I’m sad, though, that we have dialup, because that means you didn’t get to watch the videos!

unfortunately, i remember all of this stuff from the first time around—even given the adolescent, drug-induced haze i was operating under at the time.

maybe GNR was as influential as you suggest, after all!

Like I said, instant euphoria, dawg!

So the best line by far about Chinese Democracy is from Chuck Klosterman’s April Fool review of CD (which was repeated two weeks ago on Wait, Wait, Don’t Tell Me): “If you purchased a kitten on the day that Use Your Illusion I & II arrived in stores, it’s probably dead by now.” Brilliance.

In fifth grade I joined the marching band and began my ascent through the ranks. By my senior year, I was section leader of 19 trombones. My band director was a very formal man with very traditional notions of what a marching band should be. We wore military uniforms and made amoeba-shapes on the field while we played nearly-classical music. I dated his daughter, and I loved the man. I loved him even more when he passed out the sheet music to “Sweet Child O’ Mine.”

19 trombones can rock it.

Sadly, YouTube doesn’t seem to want me to see the videos.

My senior year of college, one of my housemates found an old GNR tape in his collection. The playing of it was rapidly banned by our other housemate, his girlfriend, so we only put it on when she was out. At the same time (it was like a mini-revival!), I was carrying on a brief e-mail exchange with a guy from my Milton class about “Paradise City” and Paradise Lost. My old housemates are no longer together, but the Milton class guy is now married to his then girlfriend, who is now the author of this book.
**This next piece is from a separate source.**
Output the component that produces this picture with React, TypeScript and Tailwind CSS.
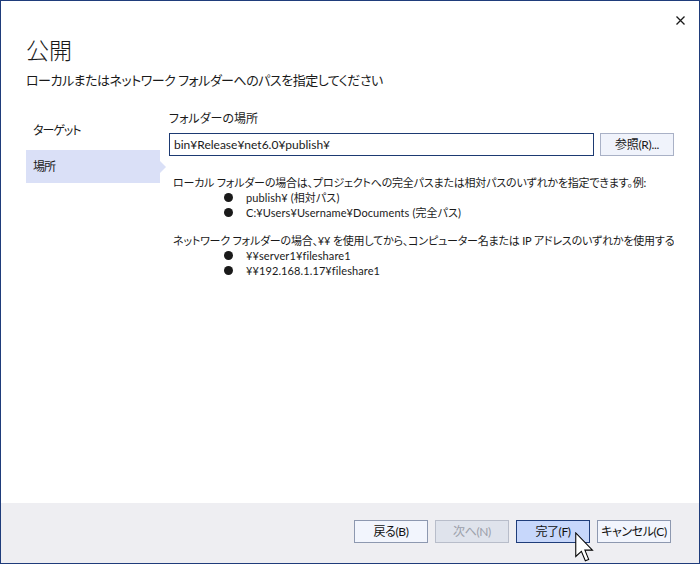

I’m not sure that any of the above is relevant, except that it amazes me that I can find John Milton and Axl Rose (and the author of the aforementioned book) in the same bibliographic database.

I stole my first copy of Appettite. My parents were house parents for a year at the Schultz Lewis chidlrens home near Chicago. They had confiscated Appettite from one of the kids that was under their care and put it into a closet in our apartment. I remember going into that closet and seeing this bucket full of cassettes. There was a copy of Meatloaf’s “Bat out of Hell”, some Slayer, some Motley Crue, and at the bottom there was Gun’s n Roses’ “Appettite for Destruction.” I vividly remember opening the case and pulling out the liner notes and giggling about how scandalous the art was. I stuck that cassette in my pocket and I have been warped ever since. Appettite was something special. It was infinitely better than anything I had ever heard at that time. While they certainly looked the part of the hair metal band their music was sooooo much better. Guns n Roses, which soon led to Metallica, started me down the long dark of being a Metal Head.
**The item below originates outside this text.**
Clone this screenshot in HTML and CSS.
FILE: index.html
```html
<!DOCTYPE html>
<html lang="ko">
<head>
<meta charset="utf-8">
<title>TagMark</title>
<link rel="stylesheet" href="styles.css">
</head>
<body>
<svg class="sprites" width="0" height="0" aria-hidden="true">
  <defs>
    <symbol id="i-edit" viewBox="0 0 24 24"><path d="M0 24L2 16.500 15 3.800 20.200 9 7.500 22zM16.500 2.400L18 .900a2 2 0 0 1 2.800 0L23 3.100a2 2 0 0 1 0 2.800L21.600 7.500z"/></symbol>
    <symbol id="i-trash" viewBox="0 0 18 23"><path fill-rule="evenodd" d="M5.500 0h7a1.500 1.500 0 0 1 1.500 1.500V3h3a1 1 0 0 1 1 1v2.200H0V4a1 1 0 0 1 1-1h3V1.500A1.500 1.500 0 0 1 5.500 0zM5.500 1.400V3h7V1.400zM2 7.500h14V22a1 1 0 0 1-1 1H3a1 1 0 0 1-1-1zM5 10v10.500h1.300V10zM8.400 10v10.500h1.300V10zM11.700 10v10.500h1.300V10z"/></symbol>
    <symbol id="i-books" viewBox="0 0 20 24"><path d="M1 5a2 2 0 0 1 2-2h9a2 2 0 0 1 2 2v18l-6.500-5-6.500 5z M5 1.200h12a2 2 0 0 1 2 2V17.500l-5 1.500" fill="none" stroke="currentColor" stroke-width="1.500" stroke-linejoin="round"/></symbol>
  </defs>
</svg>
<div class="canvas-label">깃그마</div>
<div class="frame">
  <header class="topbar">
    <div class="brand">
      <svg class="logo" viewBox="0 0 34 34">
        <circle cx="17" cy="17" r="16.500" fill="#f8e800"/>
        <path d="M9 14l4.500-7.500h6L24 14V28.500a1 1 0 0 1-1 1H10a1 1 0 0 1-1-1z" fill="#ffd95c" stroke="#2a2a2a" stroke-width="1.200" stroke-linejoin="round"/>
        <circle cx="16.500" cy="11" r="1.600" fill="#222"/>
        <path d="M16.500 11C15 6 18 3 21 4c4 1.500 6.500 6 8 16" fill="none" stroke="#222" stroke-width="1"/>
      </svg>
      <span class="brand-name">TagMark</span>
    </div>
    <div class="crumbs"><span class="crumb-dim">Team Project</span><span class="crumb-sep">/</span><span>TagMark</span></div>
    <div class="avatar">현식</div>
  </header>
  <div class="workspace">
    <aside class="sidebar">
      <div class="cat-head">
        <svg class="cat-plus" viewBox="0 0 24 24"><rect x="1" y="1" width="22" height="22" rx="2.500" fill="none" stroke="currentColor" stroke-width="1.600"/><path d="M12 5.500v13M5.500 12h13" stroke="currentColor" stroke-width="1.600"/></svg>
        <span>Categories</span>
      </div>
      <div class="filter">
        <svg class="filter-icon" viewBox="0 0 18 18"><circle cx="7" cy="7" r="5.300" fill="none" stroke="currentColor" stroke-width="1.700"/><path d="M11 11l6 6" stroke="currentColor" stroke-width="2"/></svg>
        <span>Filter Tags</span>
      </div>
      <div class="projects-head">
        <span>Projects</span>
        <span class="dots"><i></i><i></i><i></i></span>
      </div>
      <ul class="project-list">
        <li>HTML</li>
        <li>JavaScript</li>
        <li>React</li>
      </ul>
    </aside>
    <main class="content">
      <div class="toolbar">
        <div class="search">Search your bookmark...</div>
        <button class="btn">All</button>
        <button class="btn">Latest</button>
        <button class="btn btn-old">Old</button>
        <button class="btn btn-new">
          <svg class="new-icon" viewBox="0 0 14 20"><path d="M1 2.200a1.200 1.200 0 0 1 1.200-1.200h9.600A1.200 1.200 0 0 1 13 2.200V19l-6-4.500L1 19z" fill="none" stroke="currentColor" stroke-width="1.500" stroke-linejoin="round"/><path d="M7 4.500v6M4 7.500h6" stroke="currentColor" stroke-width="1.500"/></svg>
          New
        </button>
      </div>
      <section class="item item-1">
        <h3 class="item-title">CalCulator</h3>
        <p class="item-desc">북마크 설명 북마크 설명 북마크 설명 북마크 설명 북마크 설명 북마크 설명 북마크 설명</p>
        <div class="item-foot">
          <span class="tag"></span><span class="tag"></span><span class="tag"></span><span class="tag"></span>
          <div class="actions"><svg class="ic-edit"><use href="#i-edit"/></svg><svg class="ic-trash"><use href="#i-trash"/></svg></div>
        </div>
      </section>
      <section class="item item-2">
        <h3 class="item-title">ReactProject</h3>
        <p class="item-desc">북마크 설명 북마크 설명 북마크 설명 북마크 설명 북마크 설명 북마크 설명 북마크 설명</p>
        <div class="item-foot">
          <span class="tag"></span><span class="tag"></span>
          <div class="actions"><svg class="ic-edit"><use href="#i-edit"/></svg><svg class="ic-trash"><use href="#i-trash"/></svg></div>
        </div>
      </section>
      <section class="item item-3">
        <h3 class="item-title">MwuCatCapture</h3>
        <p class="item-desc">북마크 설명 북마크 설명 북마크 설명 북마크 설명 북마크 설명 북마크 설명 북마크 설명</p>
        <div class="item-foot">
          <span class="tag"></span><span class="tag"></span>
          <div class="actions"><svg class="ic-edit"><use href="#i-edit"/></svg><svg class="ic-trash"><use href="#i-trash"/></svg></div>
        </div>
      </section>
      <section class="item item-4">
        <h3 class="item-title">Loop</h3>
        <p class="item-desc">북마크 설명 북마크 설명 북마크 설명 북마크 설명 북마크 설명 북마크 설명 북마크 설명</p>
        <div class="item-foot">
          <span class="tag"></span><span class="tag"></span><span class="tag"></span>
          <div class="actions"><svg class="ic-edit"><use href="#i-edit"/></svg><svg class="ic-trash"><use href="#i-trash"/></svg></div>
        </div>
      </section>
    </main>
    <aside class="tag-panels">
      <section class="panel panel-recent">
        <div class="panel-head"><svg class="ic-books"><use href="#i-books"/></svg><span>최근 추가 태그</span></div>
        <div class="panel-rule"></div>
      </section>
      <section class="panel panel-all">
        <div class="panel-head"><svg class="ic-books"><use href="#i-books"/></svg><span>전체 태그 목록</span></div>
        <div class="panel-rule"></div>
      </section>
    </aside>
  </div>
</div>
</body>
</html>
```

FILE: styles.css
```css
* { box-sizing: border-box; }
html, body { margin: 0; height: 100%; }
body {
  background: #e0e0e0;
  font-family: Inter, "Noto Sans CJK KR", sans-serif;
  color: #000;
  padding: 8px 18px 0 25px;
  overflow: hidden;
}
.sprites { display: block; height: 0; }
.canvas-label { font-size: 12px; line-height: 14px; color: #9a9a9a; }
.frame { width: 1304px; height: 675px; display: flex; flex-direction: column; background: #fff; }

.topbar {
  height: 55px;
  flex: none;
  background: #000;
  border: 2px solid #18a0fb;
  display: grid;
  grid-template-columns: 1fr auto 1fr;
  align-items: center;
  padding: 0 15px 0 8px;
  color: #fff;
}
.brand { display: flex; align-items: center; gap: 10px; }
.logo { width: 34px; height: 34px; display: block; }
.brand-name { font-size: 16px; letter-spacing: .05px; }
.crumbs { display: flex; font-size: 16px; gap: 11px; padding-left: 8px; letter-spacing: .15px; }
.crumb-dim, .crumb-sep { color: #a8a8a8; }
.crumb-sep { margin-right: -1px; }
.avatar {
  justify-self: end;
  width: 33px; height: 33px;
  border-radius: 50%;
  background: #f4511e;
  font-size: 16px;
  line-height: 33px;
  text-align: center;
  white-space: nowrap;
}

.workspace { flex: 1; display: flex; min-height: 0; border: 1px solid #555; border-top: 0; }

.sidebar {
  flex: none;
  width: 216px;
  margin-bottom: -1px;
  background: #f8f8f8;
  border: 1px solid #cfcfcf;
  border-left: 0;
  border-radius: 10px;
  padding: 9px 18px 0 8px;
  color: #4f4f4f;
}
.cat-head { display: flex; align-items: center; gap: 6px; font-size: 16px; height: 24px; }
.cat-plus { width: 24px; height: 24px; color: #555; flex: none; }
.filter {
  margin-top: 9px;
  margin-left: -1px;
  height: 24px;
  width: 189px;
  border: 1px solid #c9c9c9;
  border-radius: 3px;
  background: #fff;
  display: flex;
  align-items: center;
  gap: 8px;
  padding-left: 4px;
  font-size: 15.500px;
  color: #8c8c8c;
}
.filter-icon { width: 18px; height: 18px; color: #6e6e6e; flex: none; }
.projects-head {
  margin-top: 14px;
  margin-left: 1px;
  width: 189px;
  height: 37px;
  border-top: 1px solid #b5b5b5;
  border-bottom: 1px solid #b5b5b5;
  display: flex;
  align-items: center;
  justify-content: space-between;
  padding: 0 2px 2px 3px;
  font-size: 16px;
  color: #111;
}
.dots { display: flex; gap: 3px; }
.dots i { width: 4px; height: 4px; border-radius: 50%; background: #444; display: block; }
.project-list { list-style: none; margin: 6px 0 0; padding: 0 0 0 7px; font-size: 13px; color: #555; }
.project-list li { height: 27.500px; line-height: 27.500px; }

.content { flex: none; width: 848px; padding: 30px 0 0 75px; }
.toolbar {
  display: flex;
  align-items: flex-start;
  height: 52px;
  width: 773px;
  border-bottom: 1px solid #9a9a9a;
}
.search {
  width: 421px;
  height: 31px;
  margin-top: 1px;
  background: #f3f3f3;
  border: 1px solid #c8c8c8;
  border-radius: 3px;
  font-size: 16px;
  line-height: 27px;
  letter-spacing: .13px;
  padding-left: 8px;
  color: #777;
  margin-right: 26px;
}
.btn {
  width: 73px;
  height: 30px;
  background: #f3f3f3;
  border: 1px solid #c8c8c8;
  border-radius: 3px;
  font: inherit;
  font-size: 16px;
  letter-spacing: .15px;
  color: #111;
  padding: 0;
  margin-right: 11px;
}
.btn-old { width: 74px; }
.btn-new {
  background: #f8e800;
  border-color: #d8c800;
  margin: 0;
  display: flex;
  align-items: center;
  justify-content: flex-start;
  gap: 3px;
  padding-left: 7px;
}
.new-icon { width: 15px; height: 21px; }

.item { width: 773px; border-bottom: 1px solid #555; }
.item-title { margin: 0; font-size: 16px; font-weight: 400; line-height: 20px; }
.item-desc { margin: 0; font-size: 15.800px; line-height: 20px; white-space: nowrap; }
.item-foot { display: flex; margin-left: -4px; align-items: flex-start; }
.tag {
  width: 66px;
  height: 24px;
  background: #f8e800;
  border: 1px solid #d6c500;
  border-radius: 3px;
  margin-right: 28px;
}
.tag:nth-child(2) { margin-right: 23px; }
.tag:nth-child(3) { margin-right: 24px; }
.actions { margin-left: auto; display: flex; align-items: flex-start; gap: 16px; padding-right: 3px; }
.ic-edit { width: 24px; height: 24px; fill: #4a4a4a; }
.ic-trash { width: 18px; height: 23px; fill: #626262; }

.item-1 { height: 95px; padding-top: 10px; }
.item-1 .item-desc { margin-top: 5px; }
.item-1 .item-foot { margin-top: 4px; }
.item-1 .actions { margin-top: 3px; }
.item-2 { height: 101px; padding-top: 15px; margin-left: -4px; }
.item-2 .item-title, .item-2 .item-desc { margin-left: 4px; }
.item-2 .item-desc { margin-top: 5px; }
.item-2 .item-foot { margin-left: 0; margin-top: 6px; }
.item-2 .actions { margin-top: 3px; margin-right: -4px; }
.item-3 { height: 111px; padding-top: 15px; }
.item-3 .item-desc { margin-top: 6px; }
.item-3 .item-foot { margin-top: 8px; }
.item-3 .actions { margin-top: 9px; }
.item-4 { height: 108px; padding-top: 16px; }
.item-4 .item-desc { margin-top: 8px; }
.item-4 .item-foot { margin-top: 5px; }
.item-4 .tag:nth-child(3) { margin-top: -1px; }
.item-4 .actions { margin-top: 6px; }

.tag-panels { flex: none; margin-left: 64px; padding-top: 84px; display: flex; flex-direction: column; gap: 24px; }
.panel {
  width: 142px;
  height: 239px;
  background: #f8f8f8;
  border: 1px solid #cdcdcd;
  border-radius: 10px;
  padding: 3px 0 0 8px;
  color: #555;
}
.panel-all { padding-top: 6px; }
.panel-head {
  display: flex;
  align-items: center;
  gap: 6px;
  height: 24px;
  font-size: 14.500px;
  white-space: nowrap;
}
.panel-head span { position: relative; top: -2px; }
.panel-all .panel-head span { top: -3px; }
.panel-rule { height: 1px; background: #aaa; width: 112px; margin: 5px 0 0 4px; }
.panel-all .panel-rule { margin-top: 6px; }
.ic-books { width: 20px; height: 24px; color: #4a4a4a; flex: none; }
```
JRB, it was intriguing to think JDB had dated the band director’s daughter (I was on the verge imagining you both so much more exotically than ever before), but my fantasy was a lie, so I fixed the authorship of 6.

8: Stealing is cool.

7: I am sad too that you aren’t being allowed to watch the videos. If you can see them at youtube itself, they are here, and there. There’s actually a lot of sweet live GNR on YouTube…

And Milton might’ve been named Axl if he had been born in 1967.

JDB is pretty exotic but not quite that much, although she had a couple of roomies who came out while they matriculated at the Big State School. She has a way with the gay-folk.

I must mention that the GNR sheet music from our band director was handwritten. Rock on.

I praise the Maker for Kile’s stealing and metal days. Although I met him after his dark night of the soul, those years in Keller and Old Marrieds taught me to much cooler than I was before. When we first moved into together in Keller, I had a poster of Amy Grant, and he had a poster of Alice in Chains with a head on a pike, if I recall. It was poetic, and now I can rock a little.

I had a poster of Amy Grant

She has a way with the gay folk, indeed!